Set problem →
Copy each line in which the string "with" occurs.

[BEGIN]

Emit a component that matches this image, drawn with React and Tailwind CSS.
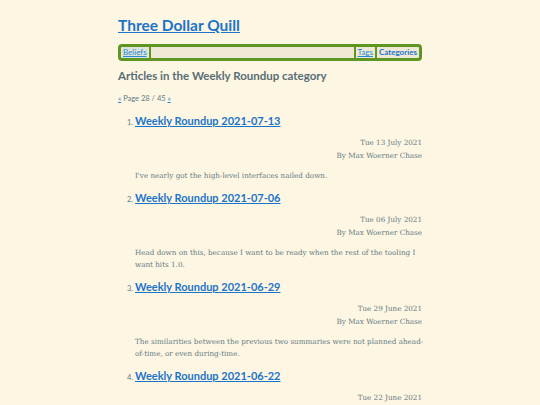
import React from 'react';

const posts = [
  {
    title: 'Weekly Roundup 2021-07-13',
    date: 'Tue 13 July 2021',
    summary: "I've nearly got the high-level interfaces nailed down.",
  },
  {
    title: 'Weekly Roundup 2021-07-06',
    date: 'Tue 06 July 2021',
    summary: 'Head down on this, because I want to be ready when the rest of the tooling I want hits 1.0.',
  },
  {
    title: 'Weekly Roundup 2021-06-29',
    date: 'Tue 29 June 2021',
    summary: 'The similarities between the previous two summaries were not planned ahead-of-time, or even during-time.',
  },
  {
    title: 'Weekly Roundup 2021-06-22',
    date: 'Tue 22 June 2021',
    summary: 'Another week of steady progress on the plumbing.',
  },
];

const sans = "font-['Lato','Noto_Sans',sans-serif]";
const serif = "font-['DejaVu_Serif','Liberation_Serif',serif]";

export default function App() {
  return (
    <div className="h-[405px] overflow-hidden bg-[#fdf6e3] text-[#657b83]">
      <div className="mx-auto w-[304px] pt-[14px]">
        <h1 className={`${sans} text-[15.5px] font-bold leading-[22px]`}>
          <a href="#" className="text-[#1c74c9] underline">Three Dollar Quill</a>
        </h1>

        <nav className={`${sans} mt-[8px] flex h-[17px] items-center rounded-[4px] border-[3px] border-[#5f9622] bg-[#eee8d5] px-[1px] text-[8px] leading-[11px]`}>
          <a href="#" className="bg-[#dce2dc] px-[1px] text-[#268bd2] underline">Beliefs</a>
          <span className="mx-[1px] h-[11px] w-[2px] bg-[#5f9622]" />
          <span className="flex-1" />
          <span className="mx-[1px] h-[11px] w-[2px] bg-[#5f9622]" />
          <a href="#" className="px-[1px] text-[#268bd2] underline">Tags</a>
          <span className="mx-[1px] h-[11px] w-[2px] bg-[#5f9622]" />
          <a href="#" className="px-[1px] font-bold text-[#1c74c9]">Categories</a>
        </nav>

        <h2 className={`${sans} mt-[7px] text-[11.5px] font-bold leading-[16px] text-[#586e75]`}>
          Articles in the Weekly Roundup category
        </h2>

        <p className={`${sans} mt-[10px] text-[7.5px] leading-[10px]`}>
          <a href="#" className="text-[#268bd2] underline">«</a> Page 28 / 45{' '}
          <a href="#" className="text-[#268bd2] underline">»</a>
        </p>

        <ol className="mt-[7px] pl-[17px]">
          {posts.map((p, i) => (
            <li key={i} className="mb-[6.5px]">
              <div className="flex items-baseline">
                <span className={`${sans} -ml-[8px] w-[8px] text-[7.5px]`}>{i + 1}.</span>
                <a href="#" className={`${sans} text-[11px] font-bold leading-[20px] text-[#1c74c9] underline`}>
                  {p.title}
                </a>
              </div>
              <div className={`${serif} mt-[6px] text-right text-[7.2px] leading-[12.5px]`}>
                <div>{p.date}</div>
                <div>By Max Woerner Chase</div>
              </div>
              <p className={`${serif} -mr-[8px] mt-[7.5px] text-[7.2px] leading-[12px]`}>{p.summary}</p>
            </li>
          ))}
        </ol>
      </div>
    </div>
  );
}
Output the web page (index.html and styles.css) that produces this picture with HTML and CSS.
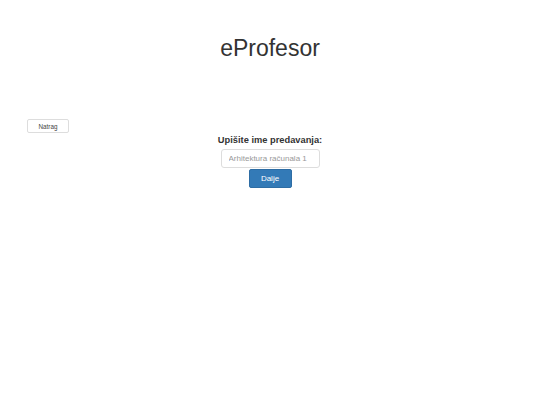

[END]

Task answer →
Emit a component that matches this image, drawn with React and Tailwind CSS.
Output the web page (index.html and styles.css) that produces this picture with HTML and CSS.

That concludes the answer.